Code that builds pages
___
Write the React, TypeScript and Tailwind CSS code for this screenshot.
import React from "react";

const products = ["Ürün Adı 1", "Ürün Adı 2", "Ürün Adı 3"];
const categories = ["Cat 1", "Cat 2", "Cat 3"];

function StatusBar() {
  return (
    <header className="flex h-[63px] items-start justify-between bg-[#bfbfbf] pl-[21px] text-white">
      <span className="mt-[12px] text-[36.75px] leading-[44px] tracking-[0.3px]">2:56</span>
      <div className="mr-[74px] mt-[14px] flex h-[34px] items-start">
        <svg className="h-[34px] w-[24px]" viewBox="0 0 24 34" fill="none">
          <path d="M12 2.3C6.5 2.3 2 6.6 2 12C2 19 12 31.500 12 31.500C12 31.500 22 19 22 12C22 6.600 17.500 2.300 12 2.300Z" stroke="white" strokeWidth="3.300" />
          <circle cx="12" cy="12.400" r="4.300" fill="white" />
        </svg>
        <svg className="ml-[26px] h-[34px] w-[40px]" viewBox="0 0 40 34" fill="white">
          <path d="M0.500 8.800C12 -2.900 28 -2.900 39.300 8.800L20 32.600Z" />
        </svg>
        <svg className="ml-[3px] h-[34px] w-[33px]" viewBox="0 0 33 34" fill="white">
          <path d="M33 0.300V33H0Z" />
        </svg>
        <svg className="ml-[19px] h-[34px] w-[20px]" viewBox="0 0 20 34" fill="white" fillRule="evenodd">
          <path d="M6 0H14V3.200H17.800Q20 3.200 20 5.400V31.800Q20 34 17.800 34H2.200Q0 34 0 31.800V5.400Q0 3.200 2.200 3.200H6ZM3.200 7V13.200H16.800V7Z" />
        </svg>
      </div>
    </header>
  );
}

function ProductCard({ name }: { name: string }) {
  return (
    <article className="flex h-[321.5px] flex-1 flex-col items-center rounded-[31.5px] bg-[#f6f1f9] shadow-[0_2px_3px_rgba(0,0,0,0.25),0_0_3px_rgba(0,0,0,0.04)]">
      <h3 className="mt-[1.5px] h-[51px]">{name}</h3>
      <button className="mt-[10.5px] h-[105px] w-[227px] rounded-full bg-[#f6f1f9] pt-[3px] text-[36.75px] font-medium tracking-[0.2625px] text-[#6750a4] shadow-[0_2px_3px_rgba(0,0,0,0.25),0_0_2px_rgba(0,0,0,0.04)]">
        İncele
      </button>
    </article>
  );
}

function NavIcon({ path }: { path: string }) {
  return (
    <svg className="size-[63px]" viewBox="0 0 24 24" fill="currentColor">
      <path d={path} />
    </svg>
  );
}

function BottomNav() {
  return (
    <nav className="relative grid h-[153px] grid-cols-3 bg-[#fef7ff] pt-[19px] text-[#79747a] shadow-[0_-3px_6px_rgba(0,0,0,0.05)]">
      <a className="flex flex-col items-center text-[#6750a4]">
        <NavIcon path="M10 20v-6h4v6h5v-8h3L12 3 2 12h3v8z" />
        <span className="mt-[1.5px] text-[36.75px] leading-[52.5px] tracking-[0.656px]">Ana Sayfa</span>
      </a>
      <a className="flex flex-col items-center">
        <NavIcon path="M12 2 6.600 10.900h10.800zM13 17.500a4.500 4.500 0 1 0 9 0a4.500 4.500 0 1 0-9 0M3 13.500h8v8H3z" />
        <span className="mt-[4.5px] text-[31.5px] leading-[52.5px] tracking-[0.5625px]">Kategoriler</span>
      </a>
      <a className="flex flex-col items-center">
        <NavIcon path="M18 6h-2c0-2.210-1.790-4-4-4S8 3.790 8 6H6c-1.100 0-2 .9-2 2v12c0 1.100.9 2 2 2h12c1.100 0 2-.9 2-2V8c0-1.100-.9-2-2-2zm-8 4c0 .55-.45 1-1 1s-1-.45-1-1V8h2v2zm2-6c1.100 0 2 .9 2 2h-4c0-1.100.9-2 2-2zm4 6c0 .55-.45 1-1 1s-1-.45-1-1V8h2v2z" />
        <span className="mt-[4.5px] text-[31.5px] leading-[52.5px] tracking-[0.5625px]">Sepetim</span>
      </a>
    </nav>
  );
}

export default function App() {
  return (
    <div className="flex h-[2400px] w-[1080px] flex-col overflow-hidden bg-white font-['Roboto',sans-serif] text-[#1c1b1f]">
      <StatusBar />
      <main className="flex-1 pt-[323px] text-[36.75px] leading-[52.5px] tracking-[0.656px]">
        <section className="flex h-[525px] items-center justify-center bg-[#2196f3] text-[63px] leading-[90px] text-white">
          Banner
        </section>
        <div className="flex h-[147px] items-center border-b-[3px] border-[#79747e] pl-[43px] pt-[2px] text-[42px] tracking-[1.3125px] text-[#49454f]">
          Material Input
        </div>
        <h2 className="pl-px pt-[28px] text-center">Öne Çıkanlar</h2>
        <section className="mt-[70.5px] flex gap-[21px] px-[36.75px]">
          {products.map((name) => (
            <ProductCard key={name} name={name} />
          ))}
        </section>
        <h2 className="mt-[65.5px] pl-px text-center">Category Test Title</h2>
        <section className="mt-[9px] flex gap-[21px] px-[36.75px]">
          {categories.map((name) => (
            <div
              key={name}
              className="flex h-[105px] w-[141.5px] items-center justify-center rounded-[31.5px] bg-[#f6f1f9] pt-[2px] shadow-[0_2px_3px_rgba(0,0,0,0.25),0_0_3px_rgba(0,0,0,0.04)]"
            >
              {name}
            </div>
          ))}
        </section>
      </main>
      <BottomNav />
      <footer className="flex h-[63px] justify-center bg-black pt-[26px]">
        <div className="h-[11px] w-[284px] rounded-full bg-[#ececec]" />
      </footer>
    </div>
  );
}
___
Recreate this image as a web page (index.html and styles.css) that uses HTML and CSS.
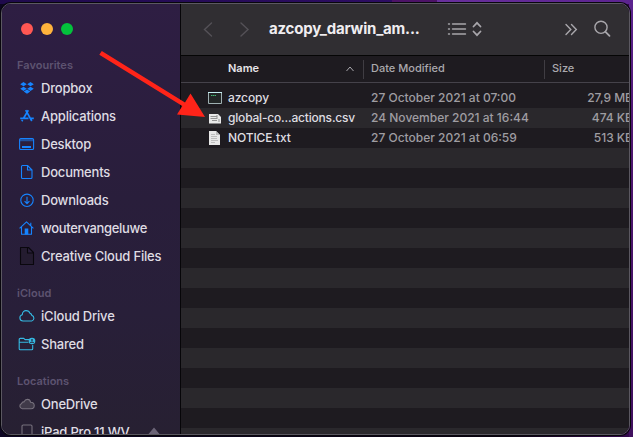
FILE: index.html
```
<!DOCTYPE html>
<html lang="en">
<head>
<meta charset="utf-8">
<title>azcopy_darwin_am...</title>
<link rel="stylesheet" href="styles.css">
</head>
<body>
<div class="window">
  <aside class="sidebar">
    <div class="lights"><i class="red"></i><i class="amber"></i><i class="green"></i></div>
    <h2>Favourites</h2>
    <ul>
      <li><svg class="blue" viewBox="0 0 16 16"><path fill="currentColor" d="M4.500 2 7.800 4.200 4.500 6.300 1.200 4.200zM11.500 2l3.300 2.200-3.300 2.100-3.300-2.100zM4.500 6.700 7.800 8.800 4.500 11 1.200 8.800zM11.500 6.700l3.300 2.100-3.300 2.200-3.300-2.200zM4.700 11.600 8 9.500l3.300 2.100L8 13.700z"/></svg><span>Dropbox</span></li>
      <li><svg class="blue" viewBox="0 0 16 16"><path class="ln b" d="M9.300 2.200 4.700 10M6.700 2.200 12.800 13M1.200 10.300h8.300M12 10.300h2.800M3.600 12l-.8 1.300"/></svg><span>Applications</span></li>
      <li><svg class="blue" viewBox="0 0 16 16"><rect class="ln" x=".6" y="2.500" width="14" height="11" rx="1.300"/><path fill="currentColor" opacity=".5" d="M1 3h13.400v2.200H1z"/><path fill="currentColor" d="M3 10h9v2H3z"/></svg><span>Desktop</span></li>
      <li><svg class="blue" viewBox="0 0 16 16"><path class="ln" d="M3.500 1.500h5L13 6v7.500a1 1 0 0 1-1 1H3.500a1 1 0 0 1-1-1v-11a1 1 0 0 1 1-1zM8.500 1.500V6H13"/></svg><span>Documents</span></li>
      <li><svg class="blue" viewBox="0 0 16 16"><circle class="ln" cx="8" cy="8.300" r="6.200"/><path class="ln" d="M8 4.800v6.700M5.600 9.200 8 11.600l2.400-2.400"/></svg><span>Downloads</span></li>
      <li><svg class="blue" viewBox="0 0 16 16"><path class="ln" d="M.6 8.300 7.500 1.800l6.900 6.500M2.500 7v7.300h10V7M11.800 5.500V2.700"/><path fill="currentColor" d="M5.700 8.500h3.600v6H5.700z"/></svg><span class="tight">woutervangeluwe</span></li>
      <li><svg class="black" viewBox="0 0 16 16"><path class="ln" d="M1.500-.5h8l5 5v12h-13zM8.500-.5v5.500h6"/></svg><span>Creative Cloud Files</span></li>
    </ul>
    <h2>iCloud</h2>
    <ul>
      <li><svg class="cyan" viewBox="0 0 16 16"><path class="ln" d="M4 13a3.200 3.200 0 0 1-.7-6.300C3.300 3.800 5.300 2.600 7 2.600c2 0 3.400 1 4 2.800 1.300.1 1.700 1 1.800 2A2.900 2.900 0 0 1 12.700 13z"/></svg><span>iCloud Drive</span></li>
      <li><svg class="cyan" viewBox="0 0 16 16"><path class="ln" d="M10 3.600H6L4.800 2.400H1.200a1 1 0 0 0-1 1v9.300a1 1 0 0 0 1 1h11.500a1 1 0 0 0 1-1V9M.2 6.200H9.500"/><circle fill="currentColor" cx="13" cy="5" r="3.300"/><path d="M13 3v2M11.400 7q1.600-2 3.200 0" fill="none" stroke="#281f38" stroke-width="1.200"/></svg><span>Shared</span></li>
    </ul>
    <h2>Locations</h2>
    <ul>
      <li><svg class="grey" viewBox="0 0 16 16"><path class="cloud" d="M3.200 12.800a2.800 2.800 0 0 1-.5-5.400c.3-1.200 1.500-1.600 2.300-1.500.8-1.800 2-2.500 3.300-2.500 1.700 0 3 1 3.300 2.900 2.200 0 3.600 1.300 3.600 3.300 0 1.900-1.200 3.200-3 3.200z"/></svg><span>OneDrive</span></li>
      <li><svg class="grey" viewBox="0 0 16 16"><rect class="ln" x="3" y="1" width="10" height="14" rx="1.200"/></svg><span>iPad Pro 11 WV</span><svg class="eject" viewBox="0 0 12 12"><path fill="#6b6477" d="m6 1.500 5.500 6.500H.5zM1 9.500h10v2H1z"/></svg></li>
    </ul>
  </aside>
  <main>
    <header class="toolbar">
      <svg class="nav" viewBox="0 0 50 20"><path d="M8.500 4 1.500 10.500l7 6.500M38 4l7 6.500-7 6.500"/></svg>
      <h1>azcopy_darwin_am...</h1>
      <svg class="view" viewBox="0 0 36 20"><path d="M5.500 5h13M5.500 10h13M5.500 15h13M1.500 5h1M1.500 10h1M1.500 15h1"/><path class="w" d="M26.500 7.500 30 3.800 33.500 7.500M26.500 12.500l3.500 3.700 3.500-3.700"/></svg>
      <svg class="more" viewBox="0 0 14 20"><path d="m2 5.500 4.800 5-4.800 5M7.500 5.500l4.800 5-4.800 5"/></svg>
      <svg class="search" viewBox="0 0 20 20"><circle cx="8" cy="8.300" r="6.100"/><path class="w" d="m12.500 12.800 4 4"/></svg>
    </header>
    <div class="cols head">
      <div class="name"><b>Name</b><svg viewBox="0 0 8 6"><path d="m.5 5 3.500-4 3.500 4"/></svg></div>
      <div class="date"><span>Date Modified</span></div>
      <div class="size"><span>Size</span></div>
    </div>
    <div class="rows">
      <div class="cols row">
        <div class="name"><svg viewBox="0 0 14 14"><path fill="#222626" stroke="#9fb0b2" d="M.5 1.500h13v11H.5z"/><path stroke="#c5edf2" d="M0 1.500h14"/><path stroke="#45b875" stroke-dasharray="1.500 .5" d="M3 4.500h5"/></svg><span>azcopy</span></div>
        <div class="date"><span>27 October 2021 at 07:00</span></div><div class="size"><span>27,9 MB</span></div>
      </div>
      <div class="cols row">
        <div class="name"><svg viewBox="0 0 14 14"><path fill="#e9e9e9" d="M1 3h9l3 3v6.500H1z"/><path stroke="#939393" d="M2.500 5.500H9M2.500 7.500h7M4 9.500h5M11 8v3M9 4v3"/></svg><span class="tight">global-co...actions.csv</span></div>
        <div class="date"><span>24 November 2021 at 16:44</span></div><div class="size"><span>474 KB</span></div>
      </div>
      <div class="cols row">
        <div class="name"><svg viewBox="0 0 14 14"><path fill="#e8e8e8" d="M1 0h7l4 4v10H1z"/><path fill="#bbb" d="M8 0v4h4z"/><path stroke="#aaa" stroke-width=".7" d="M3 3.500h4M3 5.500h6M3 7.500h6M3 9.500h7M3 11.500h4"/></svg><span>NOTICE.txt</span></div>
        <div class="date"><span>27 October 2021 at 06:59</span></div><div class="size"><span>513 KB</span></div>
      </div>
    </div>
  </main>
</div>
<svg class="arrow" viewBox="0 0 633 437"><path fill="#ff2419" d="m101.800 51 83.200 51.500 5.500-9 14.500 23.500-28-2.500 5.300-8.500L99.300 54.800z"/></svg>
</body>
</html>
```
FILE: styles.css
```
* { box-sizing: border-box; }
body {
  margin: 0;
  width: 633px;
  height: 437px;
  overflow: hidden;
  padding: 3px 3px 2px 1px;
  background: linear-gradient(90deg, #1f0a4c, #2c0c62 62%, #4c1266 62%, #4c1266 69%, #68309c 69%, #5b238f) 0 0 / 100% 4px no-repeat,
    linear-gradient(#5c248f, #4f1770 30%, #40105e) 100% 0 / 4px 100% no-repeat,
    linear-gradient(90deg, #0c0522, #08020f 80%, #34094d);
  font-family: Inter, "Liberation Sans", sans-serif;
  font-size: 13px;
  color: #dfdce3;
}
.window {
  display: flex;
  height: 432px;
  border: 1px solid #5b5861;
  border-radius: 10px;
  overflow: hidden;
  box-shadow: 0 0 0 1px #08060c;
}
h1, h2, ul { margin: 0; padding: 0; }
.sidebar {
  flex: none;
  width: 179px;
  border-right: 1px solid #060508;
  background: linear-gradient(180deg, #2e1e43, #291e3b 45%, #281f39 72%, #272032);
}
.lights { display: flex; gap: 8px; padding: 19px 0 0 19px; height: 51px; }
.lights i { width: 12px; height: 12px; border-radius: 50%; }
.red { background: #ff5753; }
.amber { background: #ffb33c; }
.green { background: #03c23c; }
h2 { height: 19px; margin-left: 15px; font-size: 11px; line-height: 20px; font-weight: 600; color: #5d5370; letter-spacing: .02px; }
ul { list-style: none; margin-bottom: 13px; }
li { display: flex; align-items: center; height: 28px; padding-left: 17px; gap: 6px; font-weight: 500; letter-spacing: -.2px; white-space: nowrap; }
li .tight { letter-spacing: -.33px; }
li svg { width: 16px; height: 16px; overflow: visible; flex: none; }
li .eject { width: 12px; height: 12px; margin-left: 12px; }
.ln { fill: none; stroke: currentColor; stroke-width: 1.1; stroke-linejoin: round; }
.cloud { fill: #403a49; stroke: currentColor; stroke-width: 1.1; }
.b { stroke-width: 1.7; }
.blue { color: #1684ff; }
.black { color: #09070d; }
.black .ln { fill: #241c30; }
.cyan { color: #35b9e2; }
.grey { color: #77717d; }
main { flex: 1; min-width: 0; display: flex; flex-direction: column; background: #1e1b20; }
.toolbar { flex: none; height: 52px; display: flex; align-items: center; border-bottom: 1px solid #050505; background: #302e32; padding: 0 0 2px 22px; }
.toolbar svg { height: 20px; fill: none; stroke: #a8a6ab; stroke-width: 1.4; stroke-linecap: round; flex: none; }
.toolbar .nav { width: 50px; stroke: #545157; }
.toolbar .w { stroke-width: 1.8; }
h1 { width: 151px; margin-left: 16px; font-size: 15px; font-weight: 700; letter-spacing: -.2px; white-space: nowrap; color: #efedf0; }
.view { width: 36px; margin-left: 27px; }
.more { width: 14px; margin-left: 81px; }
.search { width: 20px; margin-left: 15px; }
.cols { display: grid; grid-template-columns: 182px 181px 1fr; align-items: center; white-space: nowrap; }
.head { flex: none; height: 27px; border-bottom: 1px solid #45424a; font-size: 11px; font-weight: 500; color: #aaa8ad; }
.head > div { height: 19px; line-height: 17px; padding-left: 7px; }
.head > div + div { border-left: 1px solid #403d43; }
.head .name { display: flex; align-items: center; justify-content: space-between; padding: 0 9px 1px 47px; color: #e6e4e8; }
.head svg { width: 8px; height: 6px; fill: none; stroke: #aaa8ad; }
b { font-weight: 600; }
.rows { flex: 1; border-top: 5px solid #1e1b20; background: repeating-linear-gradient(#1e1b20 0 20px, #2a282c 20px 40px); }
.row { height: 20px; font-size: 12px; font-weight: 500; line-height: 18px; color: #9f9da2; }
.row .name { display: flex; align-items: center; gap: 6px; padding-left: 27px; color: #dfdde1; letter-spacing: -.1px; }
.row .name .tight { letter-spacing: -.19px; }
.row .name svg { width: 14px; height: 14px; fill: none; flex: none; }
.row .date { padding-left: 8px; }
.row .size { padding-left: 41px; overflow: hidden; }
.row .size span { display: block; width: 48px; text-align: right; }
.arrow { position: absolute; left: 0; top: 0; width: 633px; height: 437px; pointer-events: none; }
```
___
● **WRITTEN REQUEST**: Which lines in the data above contain "this"? Show each one.

● **REPLY**:
Write the React, TypeScript and Tailwind CSS code for this screenshot.
Recreate this image as a web page (index.html and styles.css) that uses HTML and CSS.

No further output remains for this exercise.